Start of Source records
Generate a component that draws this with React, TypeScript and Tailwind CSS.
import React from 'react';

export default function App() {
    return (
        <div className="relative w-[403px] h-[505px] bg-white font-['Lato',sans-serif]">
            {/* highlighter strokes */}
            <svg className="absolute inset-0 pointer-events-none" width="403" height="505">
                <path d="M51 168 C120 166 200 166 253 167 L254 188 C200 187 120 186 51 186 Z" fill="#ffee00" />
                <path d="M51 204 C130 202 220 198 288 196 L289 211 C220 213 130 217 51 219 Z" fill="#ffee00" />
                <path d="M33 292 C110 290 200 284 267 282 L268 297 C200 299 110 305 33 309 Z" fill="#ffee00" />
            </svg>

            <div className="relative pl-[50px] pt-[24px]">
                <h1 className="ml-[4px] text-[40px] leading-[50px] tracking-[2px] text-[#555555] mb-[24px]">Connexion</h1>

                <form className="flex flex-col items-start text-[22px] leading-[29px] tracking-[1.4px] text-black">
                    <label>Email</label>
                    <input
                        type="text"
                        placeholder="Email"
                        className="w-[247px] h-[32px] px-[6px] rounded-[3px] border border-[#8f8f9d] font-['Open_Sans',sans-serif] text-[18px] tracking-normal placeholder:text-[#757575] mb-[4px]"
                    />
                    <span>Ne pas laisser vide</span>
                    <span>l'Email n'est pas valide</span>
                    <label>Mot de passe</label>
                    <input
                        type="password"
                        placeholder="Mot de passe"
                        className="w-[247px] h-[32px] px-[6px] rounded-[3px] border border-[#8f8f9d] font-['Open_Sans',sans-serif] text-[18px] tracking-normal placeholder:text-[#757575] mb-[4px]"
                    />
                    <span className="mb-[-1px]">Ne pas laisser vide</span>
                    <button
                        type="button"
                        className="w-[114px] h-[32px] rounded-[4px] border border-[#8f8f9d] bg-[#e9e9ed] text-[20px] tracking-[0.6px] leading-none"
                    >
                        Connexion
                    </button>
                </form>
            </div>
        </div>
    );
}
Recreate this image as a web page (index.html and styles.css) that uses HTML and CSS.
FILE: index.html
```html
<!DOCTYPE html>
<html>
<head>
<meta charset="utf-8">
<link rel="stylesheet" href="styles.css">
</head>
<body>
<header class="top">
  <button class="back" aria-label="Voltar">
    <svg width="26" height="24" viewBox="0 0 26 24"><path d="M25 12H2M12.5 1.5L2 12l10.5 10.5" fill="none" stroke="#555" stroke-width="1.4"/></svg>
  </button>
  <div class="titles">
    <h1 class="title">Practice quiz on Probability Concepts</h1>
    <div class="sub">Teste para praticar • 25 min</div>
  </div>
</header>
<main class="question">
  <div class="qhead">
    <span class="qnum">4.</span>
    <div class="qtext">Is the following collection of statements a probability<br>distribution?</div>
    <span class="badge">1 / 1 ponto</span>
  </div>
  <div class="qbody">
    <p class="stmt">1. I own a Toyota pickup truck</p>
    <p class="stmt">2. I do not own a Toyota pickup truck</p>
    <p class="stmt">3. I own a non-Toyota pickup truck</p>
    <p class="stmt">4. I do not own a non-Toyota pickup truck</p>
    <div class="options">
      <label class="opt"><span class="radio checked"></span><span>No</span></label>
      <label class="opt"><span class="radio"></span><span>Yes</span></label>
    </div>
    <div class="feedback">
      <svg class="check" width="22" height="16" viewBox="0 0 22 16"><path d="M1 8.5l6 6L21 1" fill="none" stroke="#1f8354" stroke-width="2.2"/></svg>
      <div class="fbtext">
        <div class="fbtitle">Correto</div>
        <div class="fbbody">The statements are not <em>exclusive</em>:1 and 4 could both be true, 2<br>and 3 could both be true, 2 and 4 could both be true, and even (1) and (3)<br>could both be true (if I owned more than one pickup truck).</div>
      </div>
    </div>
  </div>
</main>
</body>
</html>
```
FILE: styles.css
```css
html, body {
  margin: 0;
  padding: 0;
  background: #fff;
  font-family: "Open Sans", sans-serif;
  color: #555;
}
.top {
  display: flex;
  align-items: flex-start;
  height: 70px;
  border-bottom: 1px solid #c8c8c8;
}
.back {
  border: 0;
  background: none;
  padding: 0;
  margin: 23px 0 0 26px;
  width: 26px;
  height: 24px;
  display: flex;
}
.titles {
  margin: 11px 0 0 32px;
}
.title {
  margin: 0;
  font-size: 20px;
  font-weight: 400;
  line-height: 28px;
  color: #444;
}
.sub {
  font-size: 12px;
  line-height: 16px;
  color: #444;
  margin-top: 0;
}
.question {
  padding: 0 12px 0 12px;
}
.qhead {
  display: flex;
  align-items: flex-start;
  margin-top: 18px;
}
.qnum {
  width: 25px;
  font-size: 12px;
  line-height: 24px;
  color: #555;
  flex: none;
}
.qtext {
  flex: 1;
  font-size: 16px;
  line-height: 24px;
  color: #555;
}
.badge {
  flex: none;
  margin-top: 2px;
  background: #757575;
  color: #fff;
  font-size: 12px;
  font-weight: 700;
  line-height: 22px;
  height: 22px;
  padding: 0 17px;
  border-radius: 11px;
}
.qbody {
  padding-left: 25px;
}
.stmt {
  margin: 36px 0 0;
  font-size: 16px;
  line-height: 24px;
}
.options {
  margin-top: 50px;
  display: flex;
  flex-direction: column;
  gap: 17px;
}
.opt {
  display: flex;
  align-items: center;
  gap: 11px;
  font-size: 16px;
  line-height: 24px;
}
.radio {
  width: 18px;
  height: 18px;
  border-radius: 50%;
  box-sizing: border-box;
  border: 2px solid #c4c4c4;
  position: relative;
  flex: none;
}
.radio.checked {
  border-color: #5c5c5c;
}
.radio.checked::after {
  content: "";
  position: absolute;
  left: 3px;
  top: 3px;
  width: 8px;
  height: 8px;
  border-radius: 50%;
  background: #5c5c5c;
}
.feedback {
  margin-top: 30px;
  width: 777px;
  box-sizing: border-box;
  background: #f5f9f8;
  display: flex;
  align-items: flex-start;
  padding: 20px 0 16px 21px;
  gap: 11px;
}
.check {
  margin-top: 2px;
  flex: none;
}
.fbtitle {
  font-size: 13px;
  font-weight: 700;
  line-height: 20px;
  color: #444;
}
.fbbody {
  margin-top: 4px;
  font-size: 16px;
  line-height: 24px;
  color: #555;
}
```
End of Source records
• **Aim**: Above are the records; please copy exactly their first line and each line after it through the line containing "import React from 'react';", and no line after that.

• **Answer for the task**:
Generate a component that draws this with React, TypeScript and Tailwind CSS.
import React from 'react';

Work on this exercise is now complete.